▶ [Task to carry out]:
Check every line of the material below for the string "index", and return the ones that have it.

— start Data —

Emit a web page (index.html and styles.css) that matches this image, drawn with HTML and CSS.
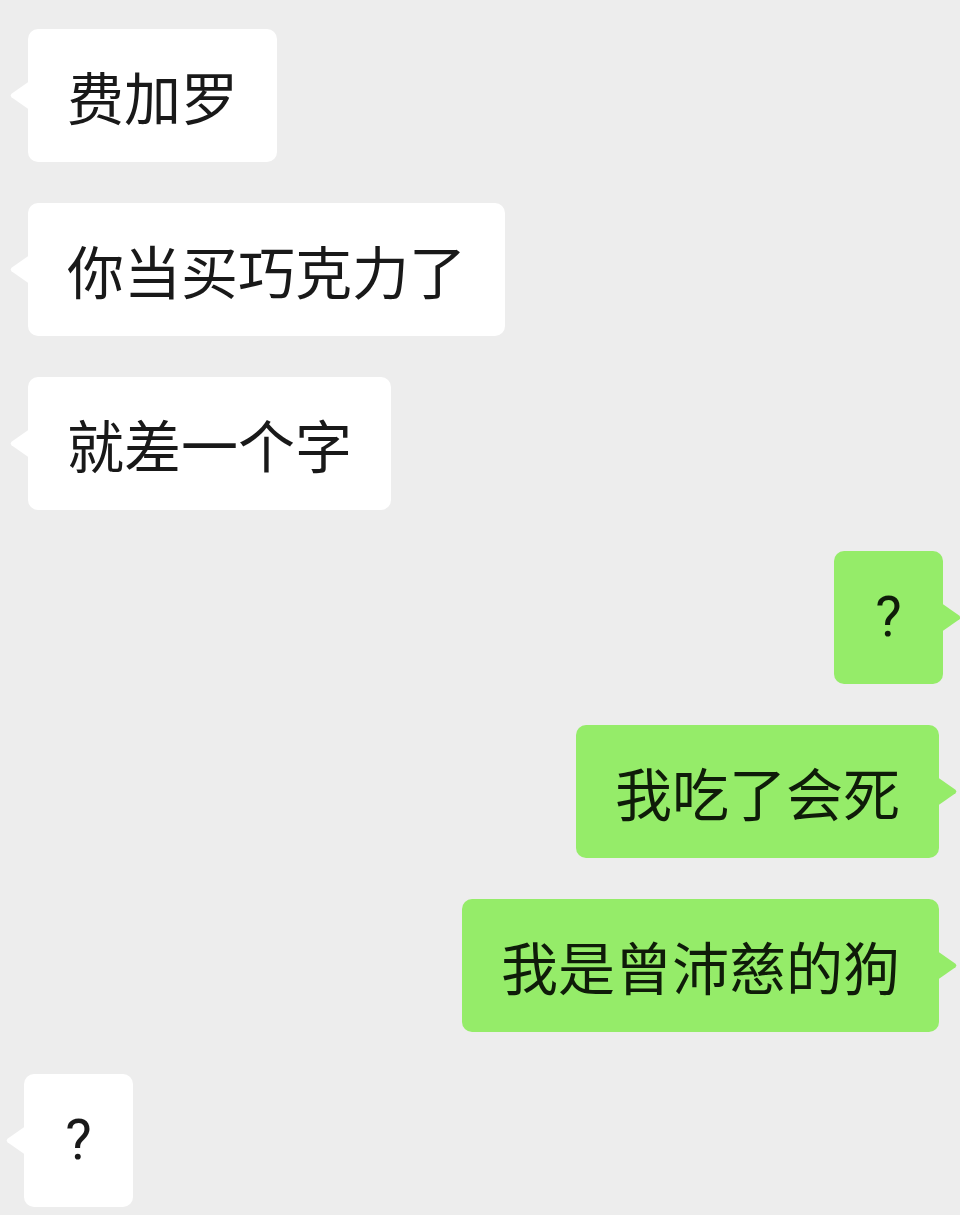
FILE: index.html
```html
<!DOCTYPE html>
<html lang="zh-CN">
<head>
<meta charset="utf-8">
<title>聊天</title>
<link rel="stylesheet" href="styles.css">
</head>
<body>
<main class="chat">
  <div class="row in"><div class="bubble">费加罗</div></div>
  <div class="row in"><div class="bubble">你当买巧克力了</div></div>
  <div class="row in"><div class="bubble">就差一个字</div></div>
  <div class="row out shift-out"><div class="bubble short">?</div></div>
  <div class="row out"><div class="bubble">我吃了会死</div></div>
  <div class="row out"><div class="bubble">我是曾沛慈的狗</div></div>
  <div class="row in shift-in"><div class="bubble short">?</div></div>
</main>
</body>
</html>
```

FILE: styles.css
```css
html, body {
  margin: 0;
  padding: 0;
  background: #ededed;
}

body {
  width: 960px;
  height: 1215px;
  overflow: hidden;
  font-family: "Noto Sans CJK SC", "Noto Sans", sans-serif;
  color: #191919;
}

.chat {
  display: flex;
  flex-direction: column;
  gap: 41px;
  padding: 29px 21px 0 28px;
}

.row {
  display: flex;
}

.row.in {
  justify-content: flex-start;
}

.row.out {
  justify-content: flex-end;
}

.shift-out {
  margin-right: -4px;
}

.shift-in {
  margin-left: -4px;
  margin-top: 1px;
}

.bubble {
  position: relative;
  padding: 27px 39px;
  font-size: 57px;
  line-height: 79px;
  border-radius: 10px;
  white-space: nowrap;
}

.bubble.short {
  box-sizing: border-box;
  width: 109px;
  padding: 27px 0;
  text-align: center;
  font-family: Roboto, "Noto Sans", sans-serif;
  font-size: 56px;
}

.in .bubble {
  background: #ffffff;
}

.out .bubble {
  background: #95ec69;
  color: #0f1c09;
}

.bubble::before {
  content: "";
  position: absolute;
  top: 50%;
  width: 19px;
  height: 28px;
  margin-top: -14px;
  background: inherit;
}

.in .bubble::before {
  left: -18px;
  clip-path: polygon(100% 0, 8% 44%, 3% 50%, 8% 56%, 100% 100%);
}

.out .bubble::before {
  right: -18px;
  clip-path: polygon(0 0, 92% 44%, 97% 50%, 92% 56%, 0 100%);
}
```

— end Data —

▶ [Solution to this exercise]:
Emit a web page (index.html and styles.css) that matches this image, drawn with HTML and CSS.
FILE: index.html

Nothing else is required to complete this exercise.